Thank you for this wonderful post. When I read this I thought “Wow what an amazing thing to actually be telling his wife that her aging is actually beautiful and everything that comes with aging is beautifully natural” Now in today’s society everyone is obsessed with staying young and trying not to age one bit. So many women are made to think that wrinkle and lines are supposed to not be there and if they are that such and such beauty product will help take it away or make it less noticeable. What ever happened to being yourself and loving who you are? Well I say natural beauty is just that naturally aging developing wrinkles and lines and with that it makes a woman more beautiful because they are comfortable with who they are and what god intended them to look like .Sir you did an amazing job of that right here. Your wife must be an amazing woman and you seem to just love her for her natural self.

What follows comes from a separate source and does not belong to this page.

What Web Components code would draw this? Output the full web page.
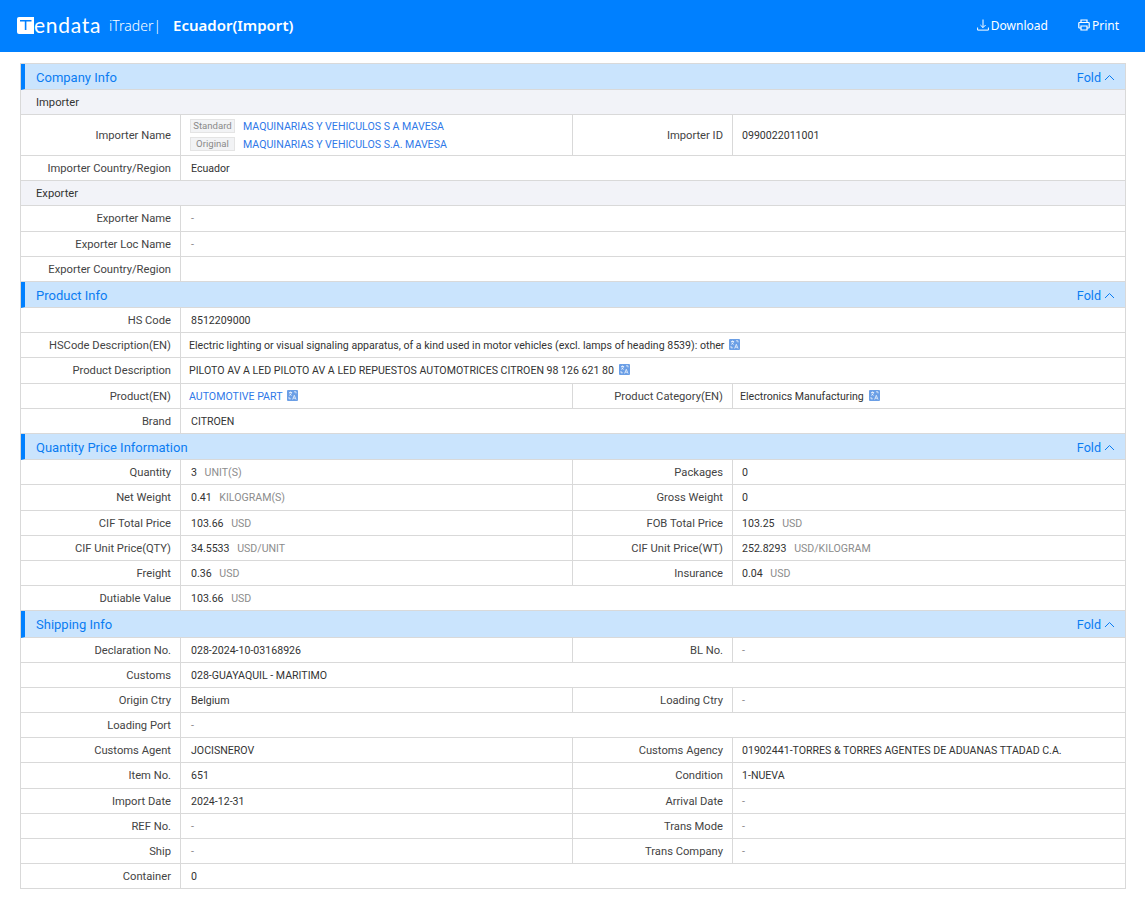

Lovely. We need to hear and read a lot more of this….might relieve many women of their misery.
Wow, what a brilliant guest post! Fantastic, and really poignant 🙂
Thanks for sharing!
Rohan.
You’re welcome. Glad you enjoyed it.
One’s life tale is told in the face – the smile lines, the crow’s feet, the wrinkled brows – all the laughter and tears throughout the years leave traces on our faces for everyone to share.
I’ve noticed that I also appreciate the lines that create a sense of wisdom and gravitas. I see beautiful depth and character there.
Thanks for your thoughts from another male perspective.
You’re quite welcome. It’s only fair I learn to appreciate my wife’s changing features, since she appreciates mine.
Yes. It works for everyone!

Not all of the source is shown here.